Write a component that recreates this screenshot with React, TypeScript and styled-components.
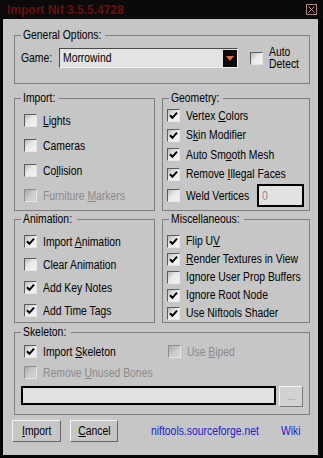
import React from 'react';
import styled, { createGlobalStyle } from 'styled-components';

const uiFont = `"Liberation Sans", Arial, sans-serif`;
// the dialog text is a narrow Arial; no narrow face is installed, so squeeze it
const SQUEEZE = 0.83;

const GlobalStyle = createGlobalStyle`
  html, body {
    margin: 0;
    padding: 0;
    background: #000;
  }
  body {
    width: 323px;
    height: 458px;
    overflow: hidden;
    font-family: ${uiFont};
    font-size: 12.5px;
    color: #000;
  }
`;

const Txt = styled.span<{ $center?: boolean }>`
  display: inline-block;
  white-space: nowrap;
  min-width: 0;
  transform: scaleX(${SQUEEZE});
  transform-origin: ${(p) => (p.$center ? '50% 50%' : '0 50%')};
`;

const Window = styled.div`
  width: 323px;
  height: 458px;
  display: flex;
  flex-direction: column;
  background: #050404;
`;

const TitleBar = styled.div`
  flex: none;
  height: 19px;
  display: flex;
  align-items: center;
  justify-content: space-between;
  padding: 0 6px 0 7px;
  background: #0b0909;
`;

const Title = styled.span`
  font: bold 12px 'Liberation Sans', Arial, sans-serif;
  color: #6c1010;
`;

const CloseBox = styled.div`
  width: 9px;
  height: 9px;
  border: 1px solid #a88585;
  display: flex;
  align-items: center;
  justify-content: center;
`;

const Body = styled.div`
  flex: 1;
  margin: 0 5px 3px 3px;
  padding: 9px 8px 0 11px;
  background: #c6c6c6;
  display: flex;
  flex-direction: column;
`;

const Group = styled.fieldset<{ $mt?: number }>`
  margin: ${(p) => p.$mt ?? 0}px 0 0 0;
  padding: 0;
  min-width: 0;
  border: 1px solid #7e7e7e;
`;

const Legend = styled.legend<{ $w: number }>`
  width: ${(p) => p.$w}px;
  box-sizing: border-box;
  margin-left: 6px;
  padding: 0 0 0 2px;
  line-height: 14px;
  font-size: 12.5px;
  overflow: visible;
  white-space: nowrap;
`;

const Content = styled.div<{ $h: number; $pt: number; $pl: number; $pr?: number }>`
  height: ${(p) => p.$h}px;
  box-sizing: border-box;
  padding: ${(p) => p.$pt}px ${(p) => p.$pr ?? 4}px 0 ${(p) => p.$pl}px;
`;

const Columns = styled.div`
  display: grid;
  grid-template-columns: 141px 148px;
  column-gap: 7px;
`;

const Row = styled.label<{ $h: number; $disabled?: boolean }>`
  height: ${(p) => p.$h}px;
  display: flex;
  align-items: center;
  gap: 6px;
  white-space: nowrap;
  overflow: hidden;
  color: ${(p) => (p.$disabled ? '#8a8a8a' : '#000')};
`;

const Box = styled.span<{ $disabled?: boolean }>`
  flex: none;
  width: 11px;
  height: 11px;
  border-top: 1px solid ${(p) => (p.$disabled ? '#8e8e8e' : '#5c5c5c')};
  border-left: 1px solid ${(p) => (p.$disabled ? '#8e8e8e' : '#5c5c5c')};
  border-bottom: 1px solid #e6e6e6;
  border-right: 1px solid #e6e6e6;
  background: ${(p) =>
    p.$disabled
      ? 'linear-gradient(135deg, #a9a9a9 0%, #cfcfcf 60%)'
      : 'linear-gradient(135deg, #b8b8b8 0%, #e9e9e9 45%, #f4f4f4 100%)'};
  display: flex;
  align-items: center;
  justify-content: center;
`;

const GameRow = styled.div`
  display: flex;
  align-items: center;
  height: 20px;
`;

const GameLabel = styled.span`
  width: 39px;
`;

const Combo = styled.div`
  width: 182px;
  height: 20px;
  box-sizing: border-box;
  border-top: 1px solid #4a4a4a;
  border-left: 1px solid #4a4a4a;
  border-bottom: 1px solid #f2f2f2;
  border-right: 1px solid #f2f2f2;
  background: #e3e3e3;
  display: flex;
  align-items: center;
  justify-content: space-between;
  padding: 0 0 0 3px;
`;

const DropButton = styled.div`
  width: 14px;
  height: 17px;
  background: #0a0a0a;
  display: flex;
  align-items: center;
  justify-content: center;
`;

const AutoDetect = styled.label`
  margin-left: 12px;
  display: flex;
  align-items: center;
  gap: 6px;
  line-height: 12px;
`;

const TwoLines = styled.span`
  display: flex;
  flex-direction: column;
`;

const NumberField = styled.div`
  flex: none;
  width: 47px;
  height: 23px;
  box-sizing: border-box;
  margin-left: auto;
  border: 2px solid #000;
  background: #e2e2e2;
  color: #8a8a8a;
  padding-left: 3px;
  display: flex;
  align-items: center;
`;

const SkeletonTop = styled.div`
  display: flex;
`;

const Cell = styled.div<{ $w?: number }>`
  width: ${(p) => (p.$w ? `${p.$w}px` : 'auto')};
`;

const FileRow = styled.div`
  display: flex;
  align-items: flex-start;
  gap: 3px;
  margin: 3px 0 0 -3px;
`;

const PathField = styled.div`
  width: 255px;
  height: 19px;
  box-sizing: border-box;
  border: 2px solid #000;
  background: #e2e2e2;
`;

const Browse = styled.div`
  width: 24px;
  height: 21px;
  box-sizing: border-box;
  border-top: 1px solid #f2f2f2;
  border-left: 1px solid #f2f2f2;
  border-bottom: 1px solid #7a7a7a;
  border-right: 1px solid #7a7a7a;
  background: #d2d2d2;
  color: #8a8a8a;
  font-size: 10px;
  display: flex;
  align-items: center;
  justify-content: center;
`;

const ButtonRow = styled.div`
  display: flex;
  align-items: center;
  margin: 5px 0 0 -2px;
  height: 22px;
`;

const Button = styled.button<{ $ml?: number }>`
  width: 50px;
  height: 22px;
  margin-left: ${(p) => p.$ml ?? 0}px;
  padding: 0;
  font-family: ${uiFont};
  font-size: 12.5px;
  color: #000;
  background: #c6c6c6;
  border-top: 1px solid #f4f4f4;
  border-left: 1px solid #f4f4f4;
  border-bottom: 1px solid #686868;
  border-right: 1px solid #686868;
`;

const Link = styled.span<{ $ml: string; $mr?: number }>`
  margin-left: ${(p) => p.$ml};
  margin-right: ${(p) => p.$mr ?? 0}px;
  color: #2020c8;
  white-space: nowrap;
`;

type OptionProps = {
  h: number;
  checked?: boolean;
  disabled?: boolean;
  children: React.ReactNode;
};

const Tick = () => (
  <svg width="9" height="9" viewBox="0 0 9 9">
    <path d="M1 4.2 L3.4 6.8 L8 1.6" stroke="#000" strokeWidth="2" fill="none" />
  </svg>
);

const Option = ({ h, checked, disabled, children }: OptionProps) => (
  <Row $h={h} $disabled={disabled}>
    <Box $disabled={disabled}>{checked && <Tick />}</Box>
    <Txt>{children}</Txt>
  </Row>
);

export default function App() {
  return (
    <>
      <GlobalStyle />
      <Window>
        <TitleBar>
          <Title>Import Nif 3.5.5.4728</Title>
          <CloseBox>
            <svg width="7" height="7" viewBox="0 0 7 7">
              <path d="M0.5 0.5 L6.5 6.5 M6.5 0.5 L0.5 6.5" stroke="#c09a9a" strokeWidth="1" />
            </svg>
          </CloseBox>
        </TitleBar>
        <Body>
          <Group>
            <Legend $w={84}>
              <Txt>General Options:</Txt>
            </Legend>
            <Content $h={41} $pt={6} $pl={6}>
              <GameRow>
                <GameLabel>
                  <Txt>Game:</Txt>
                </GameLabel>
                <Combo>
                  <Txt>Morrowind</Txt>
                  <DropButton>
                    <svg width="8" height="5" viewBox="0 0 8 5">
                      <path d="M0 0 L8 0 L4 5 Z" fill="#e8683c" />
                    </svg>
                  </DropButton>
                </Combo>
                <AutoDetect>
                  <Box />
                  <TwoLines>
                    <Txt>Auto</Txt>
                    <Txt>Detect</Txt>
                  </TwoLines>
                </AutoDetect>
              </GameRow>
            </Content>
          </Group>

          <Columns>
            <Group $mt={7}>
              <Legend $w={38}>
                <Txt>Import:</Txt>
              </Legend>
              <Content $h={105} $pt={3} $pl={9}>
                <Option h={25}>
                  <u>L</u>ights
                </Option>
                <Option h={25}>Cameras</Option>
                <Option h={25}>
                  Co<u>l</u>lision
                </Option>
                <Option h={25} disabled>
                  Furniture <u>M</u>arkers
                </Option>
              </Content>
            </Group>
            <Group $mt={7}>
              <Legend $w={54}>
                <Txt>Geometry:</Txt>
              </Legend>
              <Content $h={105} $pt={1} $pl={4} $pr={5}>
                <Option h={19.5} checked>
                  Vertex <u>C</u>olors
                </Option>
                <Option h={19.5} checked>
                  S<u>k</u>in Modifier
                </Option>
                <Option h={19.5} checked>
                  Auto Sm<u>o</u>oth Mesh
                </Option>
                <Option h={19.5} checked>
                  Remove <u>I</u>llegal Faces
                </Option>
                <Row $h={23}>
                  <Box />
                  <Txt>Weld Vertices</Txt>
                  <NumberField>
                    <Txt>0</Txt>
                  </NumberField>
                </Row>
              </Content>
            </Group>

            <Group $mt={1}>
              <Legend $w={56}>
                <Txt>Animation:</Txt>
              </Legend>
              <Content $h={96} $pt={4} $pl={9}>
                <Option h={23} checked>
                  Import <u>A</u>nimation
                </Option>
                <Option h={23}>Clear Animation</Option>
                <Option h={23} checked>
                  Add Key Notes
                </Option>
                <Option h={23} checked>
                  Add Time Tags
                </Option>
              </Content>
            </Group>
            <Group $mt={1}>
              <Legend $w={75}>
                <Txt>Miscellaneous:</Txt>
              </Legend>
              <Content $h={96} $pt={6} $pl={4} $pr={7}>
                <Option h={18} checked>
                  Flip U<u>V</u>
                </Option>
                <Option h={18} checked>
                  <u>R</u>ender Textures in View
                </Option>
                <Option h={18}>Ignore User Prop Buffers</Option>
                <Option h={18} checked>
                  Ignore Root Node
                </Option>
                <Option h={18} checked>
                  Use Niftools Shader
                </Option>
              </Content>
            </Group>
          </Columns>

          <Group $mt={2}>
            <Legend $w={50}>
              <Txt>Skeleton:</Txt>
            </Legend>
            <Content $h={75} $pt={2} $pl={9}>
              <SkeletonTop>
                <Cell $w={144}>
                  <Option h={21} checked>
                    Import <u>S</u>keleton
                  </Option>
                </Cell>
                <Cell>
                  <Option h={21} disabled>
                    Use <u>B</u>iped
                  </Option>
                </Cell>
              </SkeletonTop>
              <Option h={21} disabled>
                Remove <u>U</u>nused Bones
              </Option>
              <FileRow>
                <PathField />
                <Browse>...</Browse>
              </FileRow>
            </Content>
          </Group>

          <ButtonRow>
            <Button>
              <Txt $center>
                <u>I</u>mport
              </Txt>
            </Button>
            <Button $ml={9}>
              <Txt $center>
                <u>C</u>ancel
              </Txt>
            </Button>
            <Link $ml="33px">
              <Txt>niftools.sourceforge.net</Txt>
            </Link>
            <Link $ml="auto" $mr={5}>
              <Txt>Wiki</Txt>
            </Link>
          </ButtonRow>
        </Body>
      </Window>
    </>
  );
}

▬▬▬▬▬▬▬▬▬▬

* _Exercise brief_
Among the lines of the material, find those that hold the word "React" and copy them.

* _Task response_
Write a component that recreates this screenshot with React, TypeScript and styled-components.
import React from 'react';
  children: React.ReactNode;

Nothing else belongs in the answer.